Analysis of rheological behaviors of two-dimensional emulsion globules with asymmetric internal structures in modest extensional flows

Abstract

The rheological behaviors of complex emulsion globules (CEGs) and its three asymmetric daughter droplets (DDs) have been studied numerically in this paper. Unlike simple eccentric emulsion globules (SEEGs), two more DDs are added into the globules and the three DDs are located initially in an asymmetric distribution with a triangular shape. Through this investigation, an oriented shift and an inverse of CEGs are observed. Especially, the movement of CEGs under more conditions is still caused by the interaction of the asymmetric inner pressure distribution and the total outer drag force. Due to the asymmetric internal structure, the deformation of CEGs caused by the outer flow is asymmetric and so is the interfacial curvature which results in the oriented inner circulation. Compared to SEEGs, the addition of two extra DDs leads to the bigger deformation of CEGs, and more CEGs will shift to the left in the parameter range of our investigation. The increases of the parameters in the discussed ranges will promote CEGs to move to the right.
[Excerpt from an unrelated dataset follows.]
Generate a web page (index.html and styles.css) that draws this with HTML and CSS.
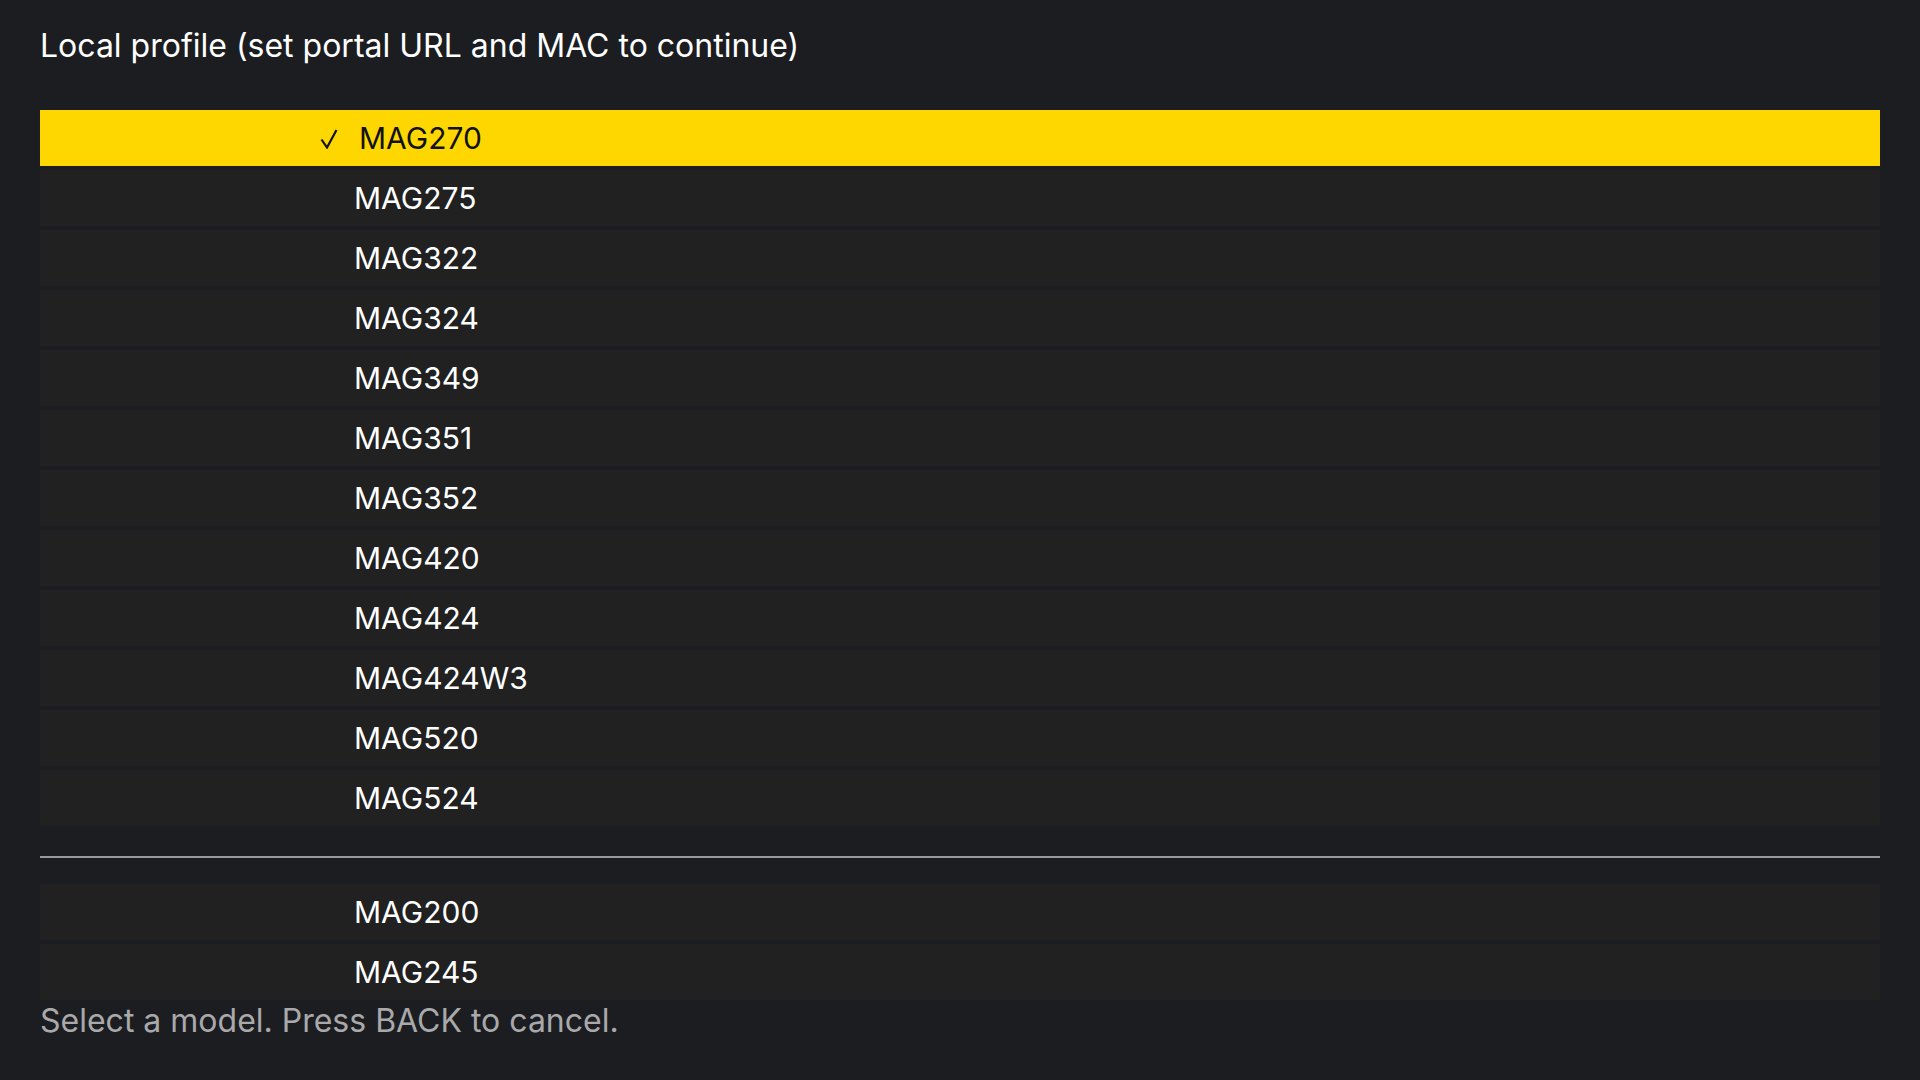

In addition, DDs will move away from the original position and move away from or close to the interface of the mother droplet (MD), which may result in interface contact between DDs and MD. The results investigated in this paper further prove the mechanical mechanism of the oriented shift of the complex emulsions globules and are helpful to the controllable movement of soft globules driven by the asymmetric curvatures.